Siva discussed the impact of the Eurozone
debt crisis on Asia, noting that there was a -0.89 correlation between Euribor
spreads - the difference between the Euro interbank offered rate and overnight
index swaps – and the MSCI Asia ex-Japan Index.

In other words, there has been a very strong
correlation between increases in European banks’ cost of short term funding and
declines for Asian equities, and vice-versa. However, Siva also pointed out
that most of the seven double-dip recession indicators followed by her team
point towards a soft landing for the global economy.

Focusing on peaking inflation rates and
monetary policy easing as a key driver for Asian equity performance in 2012, Siva
said that Consumer Price Index gains had peaked across global emerging
markets in June. She saidCredit Suisse expects CPI to slow further in the
next few months and central banks in Indonesia and Australia
have already begun to cut rates, while China has started reducing the Reserve
Ratio Requirement for its banks.

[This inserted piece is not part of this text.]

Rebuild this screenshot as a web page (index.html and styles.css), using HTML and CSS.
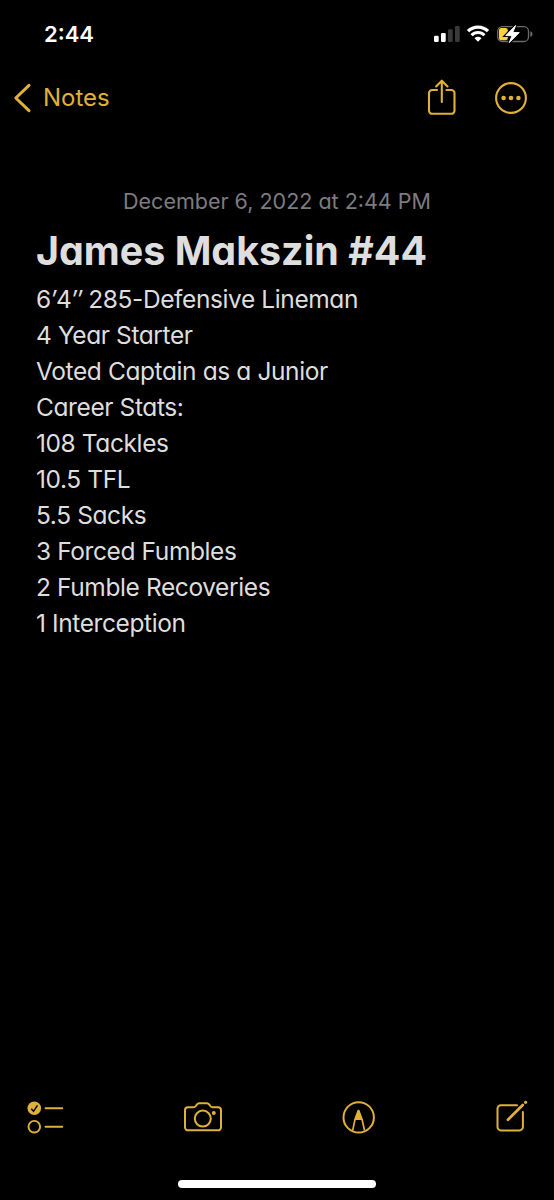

With the RRR at a record high of 21 per
cent, Siva observed that China had plenty of room for policy easing and that
previous RRR cuts had been associated with strong gains for Chinese equities.

Rising ROE

Looking at the equity investment implications
of the macro environment, Siva said companies with a structural growth and
return on equity story would be a natural choice for investors at the moment.
However, she pointed out that many well-known companies of this kind traded at
a substantial premium to the rest of the region, and argued that companies with
a trend of rising return on equity were more attractive. 

Siva suggested Keppel,
COLI, Cheung Kong and TSMC as examples of stocks with rising return on equity,
and said that Kia and Hyundai Motors also offered value as these companies were
gaining market share.

Siva also said she preferred “trough
valuation stories,” or stocks where the absolute price to book ratio is at the
lows of 2008 or 2009, and which trade at a discount according to Credit
Suisse’s price to book versus return on equity valuation model. Stocks in this
category include COLI, China Mobile, Bank of China, China Construction Bank,
Industrial and Commercial Bank of China, Hang Seng Bank, POSCO, Cheung Kong,
UOB, Sun Hung Kai, Hyundai Heavy, BHP Billiton and Rio Tinto.